Handguns, the second amendment and the public safety

One young man with a suitcase, one with a hand...
Image by State Library and Archives of Florida via Flickr

Two sides of the gun control debate squared off in San Francisco this week, focus of a mini-battle over the fully loaded question: Does your right to walk around with a loaded gun in public override my right to feel safe when I don’t know if you might go off your rocker? This writer discovered, thanks to a show of hands at the Commonwealth Club sponsored panel, that I was the only unarmed person within a back-of-the-house three-row section. This revelation guarantees discomfort but keeps you alert.

California is among the majority of U.S. states which allow anyone to carry unloaded guns in plain sight, or licensed individuals to carry loaded guns concealed. Variations of gun laws — can you have a few in the car? how about in a restaurant? suppose your taste is for machine guns? — are complex and mind-boggling. Gun proponents fall back on the second amendment; gun-control advocates tend to cite public safety and privacy rights. Reasoned debate is pretty much out of the question.

The tempest in the California teapot arose over gun folks’ dislike of the “may issue” state business. California is a “may issue” state, meaning a permit may be issued to a law-abiding applicant; as opposed to a “shall issue” state, meaning you (law-abiding citizen) will darned well get that permit once you apply. In protest over the “may issue” situation, California gun buffs recently took to the streets — or to the local Starbucks, as the case happened — with prominently displayed weaponry. Some latte drinkers were not amused. Gun buffs were defiant. Starbucks reportedly wishes they had picked Peets. Meanwhile, CA Assemblymember Lori Saldana introduced a bill, AB 1934, to ban “Open Carry,” and the battle was joined.

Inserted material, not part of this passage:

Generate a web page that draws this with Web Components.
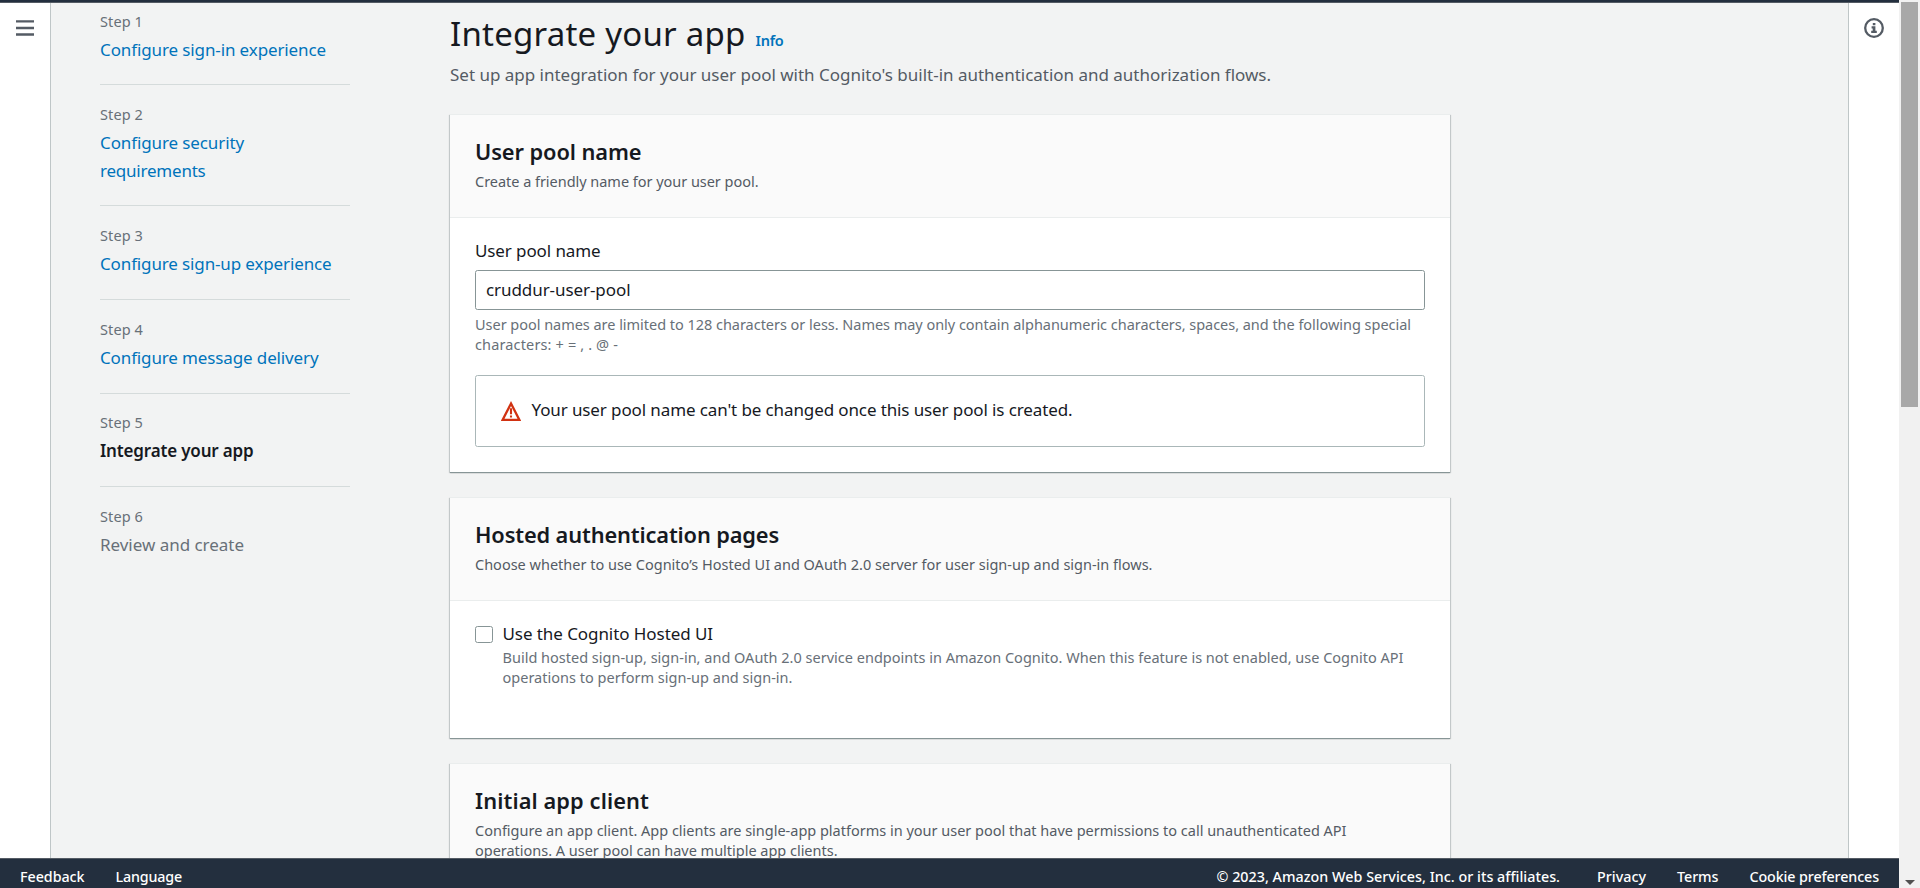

At the recent panel, Emeryville CA Police Chief Ken James, University of CA Berkeley law professor Franklin Zimring and Executive Director Sam Paredes of Gun Owners of California restated most of the familiar arguments. Throughout, James was expressionless, Zimring frowned, and Paredes wore an expression that can generously be described as a not-too-friendly smile. There were assertions (thousands of lives are saved every year by people armed and defending themselves or their neighbors; police don’t need to be stopping people all over the place asking if that gun is loaded; police can’t do their crime-stoppers job without the help of law-abiding, armed citizens; it’s not easy to know when an armed citizen will misuse his arms…) that all have elements of truth and elements of fantasy.

Two details are worth noting, though. Zimring pointed out that in the 2007  Supreme Court decision (District of Columbia v Heller), Justice Antonin Scalia, writing for the 5-4 majority, took things a little farther than they had been by specifically mentioning handguns, which had not been invented when the second amendment was written. It’s handguns in public places that tend to rile up both sides. Therefore the hoopla over open carry, Zimring said, is not where the discussion should be. Eventually, the right to bear handgun v right to public safety will need to be settled. In other words, when does your right to pack a gun interfere with my right not to be around you when you do?

At the end of the discussion, moderator John Diaz, editorial page editor of the San Francisco Chronicle, asked a question about whether panelists were packing heat during this event. Off-duty Police Chief James was not, because he feels guns invite problems. Professor Zimring was not, because he said if he tried to hit a target everyone around would be in trouble. Citizen Paredes was. A concealed weapon, because you never know if another citizen might need you to leap into action. Was it loaded? Yes.

Somehow, this did not make me feel safer.